TASK GOAL –
Don't include pictures. Quote the lines below from the first through the line that contains "string; color: string;".

────────────────────────────────────────

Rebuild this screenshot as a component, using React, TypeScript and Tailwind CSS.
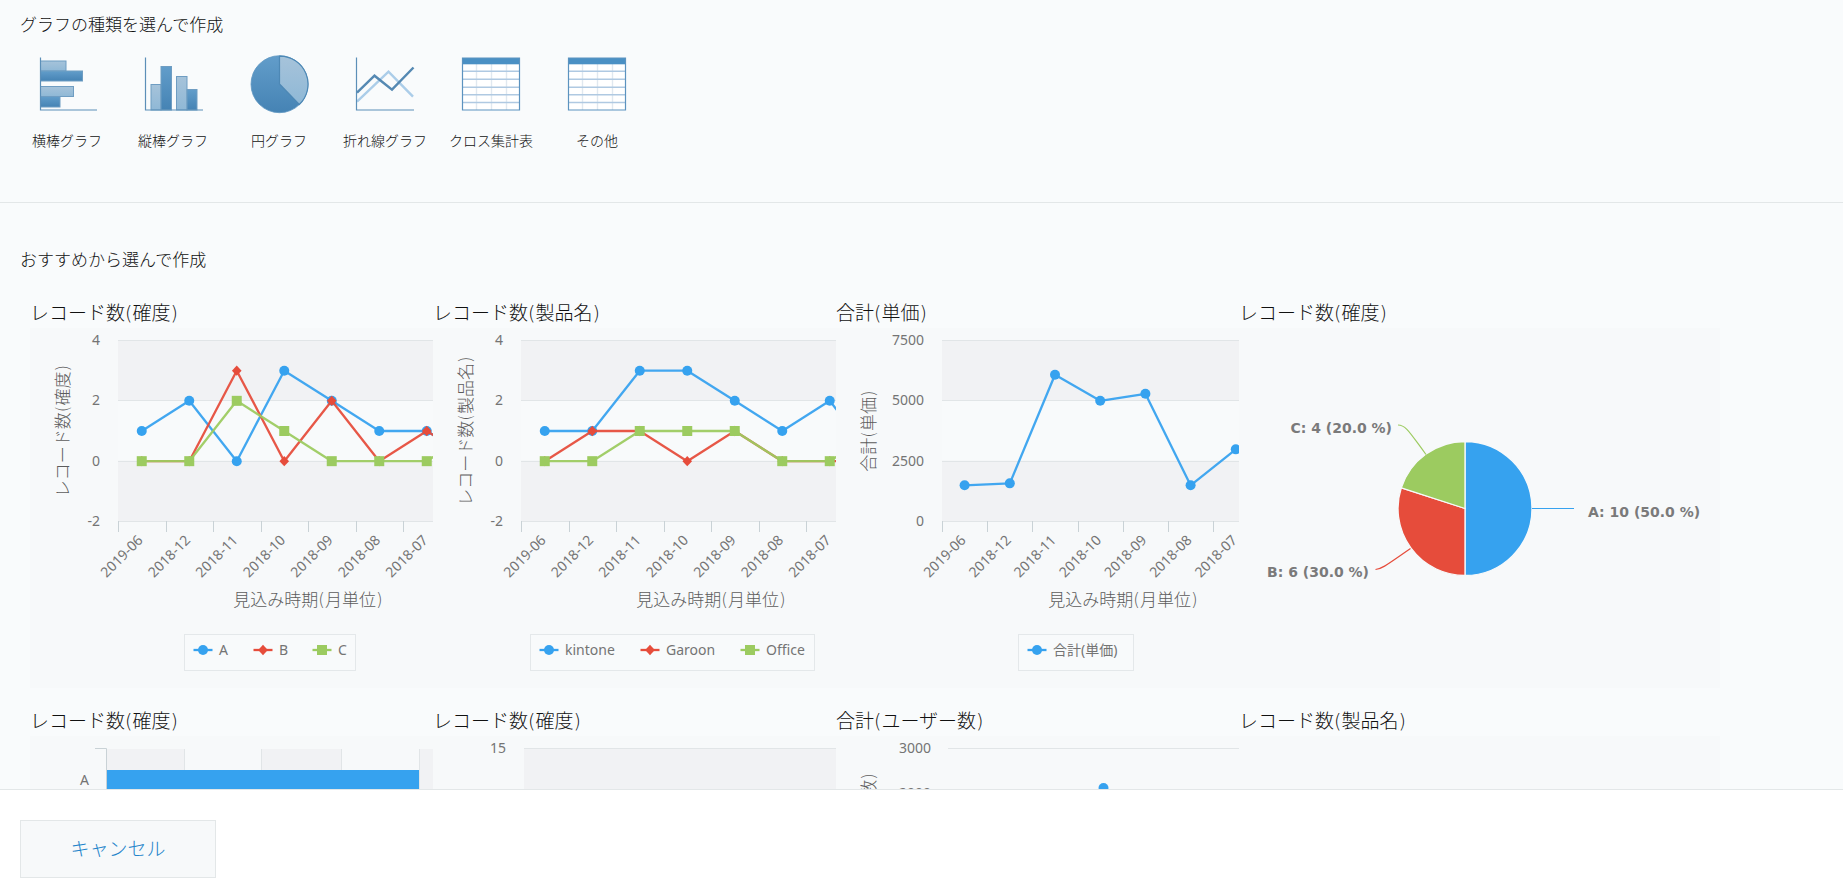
import React from "react";

const BLUE = "#36a2ef";
const RED = "#e64c3b";
const GREEN = "#9ccb60";

const UI_FONT = "font-['Noto_Sans','Noto_Sans_CJK_JP',sans-serif]";
const WIDE_FONT = "font-['DejaVu_Sans','Noto_Sans_CJK_JP',sans-serif]";

type MarkerShape = "circle" | "diamond" | "square";
type Series = { name: string; color: string; shape: MarkerShape; values: number[] };

function Marker({ shape, x, y, color }: { shape: MarkerShape; x: number; y: number; color: string }) {
  if (shape === "circle") return <circle cx={x} cy={y} r={5} fill={color} />;
  if (shape === "square") return <rect x={x - 5} y={y - 5} width={10} height={10} fill={color} />;
  return <path d={`M${x} ${y - 5.2}L${x + 4.8} ${y}L${x} ${y + 5.2}L${x - 4.8} ${y}Z`} fill={color} />;
}

const MONTHS = ["2019-06", "2018-12", "2018-11", "2018-10", "2018-09", "2018-08", "2018-07"];
const TOP = 12;
const PLOT_HEIGHT = 181;

function ChartSvg({ label, children }: { label: string; children: React.ReactNode }) {
  return (
    <svg width="481" height="360" viewBox="-2 0 481 360" role="img" aria-label={label} className={`block shrink-0 ${UI_FONT}`}>
      {children}
    </svg>
  );
}

type LineChartProps = {
  yTitle: string;
  left: number;
  step: number;
  labelRight: number;
  ticks: number[];
  titleX: number;
  legend: { x: number; width: number; items: number[] };
  series: Series[];
};

function LineChart({ yTitle, left, step, labelRight, ticks, titleX, legend, series }: LineChartProps) {
  const max = ticks[0];
  const min = ticks[ticks.length - 1];
  const yOf = (v: number) => TOP + ((max - v) / (max - min)) * PLOT_HEIGHT;
  const xOf = (i: number) => left + step * (i + 0.5);
  return (
    <ChartSvg label={yTitle}>
      <rect x={left} y={yOf(ticks[0])} width={420} height={PLOT_HEIGHT / 3} fill="#f1f2f4" />
      <rect x={left} y={yOf(ticks[1])} width={420} height={PLOT_HEIGHT / 3} fill="#f8fafb" />
      <rect x={left} y={yOf(ticks[2])} width={420} height={PLOT_HEIGHT / 3} fill="#f1f2f4" />
      {ticks.map((t) => (
        <g key={t}>
          <line x1={left} x2={479} y1={Math.round(yOf(t)) + 0.5} y2={Math.round(yOf(t)) + 0.5} stroke="#e1e5e7" />
          <text x={labelRight} y={Math.round(yOf(t)) + 5} textAnchor="end" fontSize={14} fill="#747474">
            {t}
          </text>
        </g>
      ))}
      {MONTHS.map((m, i) => (
        <g key={m}>
          <line x1={Math.round(left + step * i) + 0.5} x2={Math.round(left + step * i) + 0.5} y1={193} y2={204} stroke="#c9d2d6" />
          <text x={xOf(i) + 2} y={213} textAnchor="end" fontSize={14} fill="#747474" transform={`rotate(-45 ${xOf(i) + 2} 213)`}>
            {m}
          </text>
        </g>
      ))}
      {series.map((s) => (
        <g key={s.name}>
          <polyline
            points={s.values.map((v, i) => `${xOf(i)},${yOf(v) + 0.5}`).join(" ")}
            fill="none"
            stroke={s.color}
            strokeWidth={2.3}
            strokeOpacity={0.94}
            strokeLinejoin="round"
          />
          {s.values.map((v, i) => (
            <Marker key={i} shape={s.shape} x={xOf(i)} y={yOf(v) + 0.5} color={s.color} />
          ))}
        </g>
      ))}
      <g className={WIDE_FONT} fontSize={17} fontWeight={300} textAnchor="middle" fill="#5c5c5c">
        <text x={37} y={103} transform="rotate(-90 37 103)">
          {yTitle}
        </text>
        <text x={titleX} y={278}>
          見込み時期(月単位)
        </text>
      </g>
      <rect x={legend.x + 0.5} y={306.5} width={legend.width} height={36} fill="#f8fafb" stroke="#e4e8ea" />
      {series.map((s, i) => (
        <g key={s.name}>
          <line x1={legend.items[i] - 9.5} x2={legend.items[i] + 9.5} y1={322} y2={322} stroke={s.color} strokeWidth={2.3} />
          <Marker shape={s.shape} x={legend.items[i]} y={322} color={s.color} />
          <text x={legend.items[i] + 16} y={327} fontSize={14} fill="#747474">
            {s.name}
          </text>
        </g>
      ))}
    </ChartSvg>
  );
}

function PieChart() {
  return (
    <ChartSvg label="レコード数(確度)">
      <g stroke="#f7f9fa" strokeWidth={1.3}>
        <path d="M224 180.500V113.500A67 67 0 0 1 224 247.500Z" fill={BLUE} />
        <path d="M224 180.500V247.500A67 67 0 0 1 160.300 159.800Z" fill={RED} />
        <path d="M224 180.500L160.300 159.800A67 67 0 0 1 224 113.500Z" fill={GREEN} />
      </g>
      <g fill="none" strokeWidth={1.2}>
        <path d="M291 180.500H333" stroke={BLUE} />
        <path d="M134.500 241.500C141 241 147 236 169.500 220.500" stroke={RED} />
        <path d="M157 97C165 97 169 105 185 126.500" stroke={GREEN} />
      </g>
      <g className={WIDE_FONT} fontSize={14} fontWeight={700} fill="#7a7a7a">
        <text x={347} y={189}>A: 10 (50.0 %)</text>
        <text x={128} y={249} textAnchor="end">B: 6 (30.0 %)</text>
        <text x={151} y={105} textAnchor="end">C: 4 (20.0 %)</text>
      </g>
    </ChartSvg>
  );
}

function BarChart() {
  return (
    <ChartSvg label="レコード数(確度)">
      <g fill="#f1f2f4">
        <rect x={75} y={13} width={78} height={347} />
        <rect x={230} y={13} width={80} height={347} />
        <rect x={387} y={13} width={80} height={347} />
      </g>
      <path d="M152.500 13V360M229.500 13V360M309.500 13V360M387.500 13V360" stroke="#e1e5e7" />
      <path d="M63 12.500H74.500V360" fill="none" stroke="#c9d2d6" />
      <rect x={75} y={34} width={312} height={34} fill={BLUE} />
      <text x={57} y={49} textAnchor="end" fontSize={14} fill="#747474">A</text>
    </ChartSvg>
  );
}

function ColumnChart() {
  return (
    <ChartSvg label="レコード数(確度)">
      <rect x={89} y={13} width={390} height={60} fill="#f1f2f4" />
      <line x1={89} x2={479} y1={12.5} y2={12.5} stroke="#e1e5e7" />
      <text x={71} y={17} textAnchor="end" fontSize={14} fill="#747474">15</text>
    </ChartSvg>
  );
}

function UserTotalChart() {
  return (
    <ChartSvg label="合計(ユーザー数)">
      <line x1={110} x2={479} y1={12.5} y2={12.5} stroke="#e1e5e7" />
      <g fontSize={14} textAnchor="end" fill="#747474">
        <text x={93} y={17}>3000</text>
        <text x={93} y={62}>2000</text>
      </g>
      <text
        x={37}
        y={103}
        className={WIDE_FONT}
        textAnchor="middle"
        fontSize={17}
        fontWeight={300}
        fill="#5c5c5c"
        transform="rotate(-90 37 103)"
      >
        合計(ユーザー数)
      </text>
      <circle cx={265.5} cy={52} r={5} fill={BLUE} />
    </ChartSvg>
  );
}

/* Chart type icons */

function IconSvg({ children }: { children: React.ReactNode }) {
  return (
    <svg width="60" height="60" viewBox="0 0 60 60" aria-hidden="true" className="block">
      <defs>
        <linearGradient id="icon-dark" x1="0" y1="0" x2="0" y2="1">
          <stop offset="0" stopColor="#629dca" />
          <stop offset="1" stopColor="#4583b4" />
        </linearGradient>
        <linearGradient id="icon-light" x1="0" y1="0" x2="0" y2="1">
          <stop offset="0" stopColor="#a6c3da" />
          <stop offset="1" stopColor="#8fb8d6" />
        </linearGradient>
      </defs>
      {children}
    </svg>
  );
}

const DARK = "url(#icon-dark)";
const LIGHT = "url(#icon-light)";

const HorizontalBarIcon = () => (
  <IconSvg>
    <g stroke="#6f9dc2" strokeWidth={1}>
      <rect x={3.5} y={7} width={25.5} height={10} fill={LIGHT} />
      <rect x={3.5} y={17} width={42} height={10} fill={DARK} />
      <rect x={3.5} y={32.5} width={33} height={10} fill={LIGHT} />
      <rect x={3.5} y={42.5} width={19.5} height={10.5} fill={DARK} />
    </g>
    <path d="M3.500 3.500V56H60" fill="none" stroke="#5c8fb8" strokeWidth={1.2} />
  </IconSvg>
);

const VerticalBarIcon = () => (
  <IconSvg>
    <g stroke="#6f9dc2" strokeWidth={1}>
      <rect x={8} y={30.5} width={10} height={25.5} fill={LIGHT} />
      <rect x={18} y={12.5} width={10.5} height={43.5} fill={DARK} />
      <rect x={33.5} y={22.5} width={10.5} height={33.5} fill={LIGHT} />
      <rect x={44} y={35.5} width={10} height={20.5} fill={DARK} />
    </g>
    <path d="M2.500 3.500V56H60" fill="none" stroke="#5c8fb8" strokeWidth={1.2} />
  </IconSvg>
);

const PieIcon = () => (
  <IconSvg>
    <circle cx={30.5} cy={30.2} r={28.5} fill={DARK} stroke="#5f97c2" strokeWidth={0.8} />
    <path d="M30.500 30V2.200A28 28 0 0 1 50.300 50.500Z" fill={LIGHT} stroke="#4d88b5" strokeWidth={1.2} strokeLinejoin="round" />
  </IconSvg>
);

const LineIcon = () => (
  <IconSvg>
    <path d="M2 47.700L33.500 17.700L58 42.700" fill="none" stroke="#abcde9" strokeWidth={2.4} />
    <path d="M2 38.700L19.500 21.700L37 35.700L58.500 13.500" fill="none" stroke="#5589b3" strokeWidth={2.4} />
    <path d="M1.500 3.500V56H59" fill="none" stroke="#5c8fb8" strokeWidth={1.2} />
  </IconSvg>
);

const TableIcon = () => (
  <IconSvg>
    <rect x={1.5} y={4} width={57} height={52} fill="#ffffff" />
    <path d="M15.500 10V56M30.500 10V56M45.500 10V56" stroke="#e0e8f0" strokeWidth={1.4} />
    <path d="M2 17.300H58M2 25.200H58M2 33.200H58M2 40.800H58M2 48.600H58" stroke="#afc9e2" strokeWidth={1.5} />
    <rect x={1.5} y={4} width={57} height={6.3} fill="#4a90c4" />
    <path d="M1.500 4H58.500V56H1.500Z" fill="none" stroke="#5c93bf" strokeWidth={1.2} />
  </IconSvg>
);

const CHART_TYPES = [
  { label: "横棒グラフ", Icon: HorizontalBarIcon },
  { label: "縦棒グラフ", Icon: VerticalBarIcon },
  { label: "円グラフ", Icon: PieIcon },
  { label: "折れ線グラフ", Icon: LineIcon },
  { label: "クロス集計表", Icon: TableIcon },
  { label: "その他", Icon: TableIcon },
];

const recordsByRank = (
  <LineChart
    yTitle="レコード数(確度)"
    left={86}
    step={47.5}
    labelRight={68}
    ticks={[4, 2, 0, -2]}
    titleX={276}
    legend={{ x: 152, width: 171, items: [171, 231, 290] }}
    series={[
      { name: "A", color: BLUE, shape: "circle", values: [1, 2, 0, 3, 2, 1, 1, 0] },
      { name: "B", color: RED, shape: "diamond", values: [0, 0, 3, 0, 2, 0, 1, 0] },
      { name: "C", color: GREEN, shape: "square", values: [0, 0, 2, 1, 0, 0, 0, 1] },
    ]}
  />
);

const recordsByProduct = (
  <LineChart
    yTitle="レコード数(製品名)"
    left={86}
    step={47.5}
    labelRight={68}
    ticks={[4, 2, 0, -2]}
    titleX={276}
    legend={{ x: 95, width: 284, items: [114, 215, 315] }}
    series={[
      { name: "kintone", color: BLUE, shape: "circle", values: [1, 1, 3, 3, 2, 1, 2, 0] },
      { name: "Garoon", color: RED, shape: "diamond", values: [0, 1, 1, 0, 1, 0, 0, 0] },
      { name: "Office", color: GREEN, shape: "square", values: [0, 0, 1, 1, 1, 0, 0, 1] },
    ]}
  />
);

const unitPriceTotal = (
  <LineChart
    yTitle="合計(単価)"
    left={104}
    step={45.2}
    labelRight={86}
    ticks={[7500, 5000, 2500, 0]}
    titleX={285}
    legend={{ x: 180, width: 115, items: [199] }}
    series={[
      { name: "合計(単価)", color: BLUE, shape: "circle", values: [1500, 1580, 6080, 5000, 5290, 1500, 2990, 1500] },
    ]}
  />
);

const ROWS = [
  [
    { title: "レコード数(確度)", chart: recordsByRank },
    { title: "レコード数(製品名)", chart: recordsByProduct },
    { title: "合計(単価)", chart: unitPriceTotal },
    { title: "レコード数(確度)", chart: <PieChart /> },
  ],
  [
    { title: "レコード数(確度)", chart: <BarChart /> },
    { title: "レコード数(確度)", chart: <ColumnChart /> },
    { title: "合計(ユーザー数)", chart: <UserTotalChart /> },
    { title: "レコード数(製品名)", chart: <ChartSvg label="レコード数(製品名)">{null}</ChartSvg> },
  ],
];

export default function App() {
  return (
    <div className={`flex h-screen flex-col bg-white text-[#111111] ${UI_FONT}`}>
      <main className="min-h-0 flex-1 overflow-auto bg-[#f9fbfc] [scrollbar-width:none]">
        <section className="border-b border-[#e3e7e8] pt-3 pb-[51px]">
          <h2 className="px-5 text-[17px] leading-[26px] font-light">グラフの種類を選んで作成</h2>
          <div className="mt-4 flex pl-3.5">
            {CHART_TYPES.map(({ label, Icon }) => (
              <button key={label} type="button" className="flex w-[106px] cursor-pointer flex-col items-center gap-[17px]">
                <Icon />
                <span className="text-sm leading-5 font-light whitespace-nowrap">{label}</span>
              </button>
            ))}
          </div>
        </section>

        <section className="pt-11 pb-10">
          <h2 className="px-5 text-[17px] leading-[26px] font-light">おすすめから選んで作成</h2>
          <div className="mt-[23px] flex flex-col gap-4 pl-[30px]">
            {ROWS.map((row, r) => (
              <div key={r} className="flex">
                {row.map((card, c) => (
                  <article key={c} className="w-[403px] shrink-0 overflow-hidden last:w-[481px]">
                    <h3 className={`h-8 text-[19px] leading-[34px] font-light ${WIDE_FONT}`}>{card.title}</h3>
                    <div className="flex overflow-hidden bg-[#f7f9fa]">{card.chart}</div>
                  </article>
                ))}
              </div>
            ))}
          </div>
        </section>
      </main>

      <footer className="border-t border-[#e3e7e8] bg-white px-5 pt-[30px] pb-px">
        <button
          type="button"
          className="h-[58px] w-[196px] cursor-pointer border border-[#e3e7e8] bg-[#f7f9fa] text-[19px] font-light text-[#2384ca]"
        >
          キャンセル
        </button>
      </footer>
    </div>
  );
}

────────────────────────────────────────

ANSWER IN FULL –
Rebuild this screenshot as a component, using React, TypeScript and Tailwind CSS.
import React from "react";

const BLUE = "#36a2ef";
const RED = "#e64c3b";
const GREEN = "#9ccb60";

const UI_FONT = "font-['Noto_Sans','Noto_Sans_CJK_JP',sans-serif]";
const WIDE_FONT = "font-['DejaVu_Sans','Noto_Sans_CJK_JP',sans-serif]";

type MarkerShape = "circle" | "diamond" | "square";
type Series = { name: string; color: string; shape: MarkerShape; values: number[] };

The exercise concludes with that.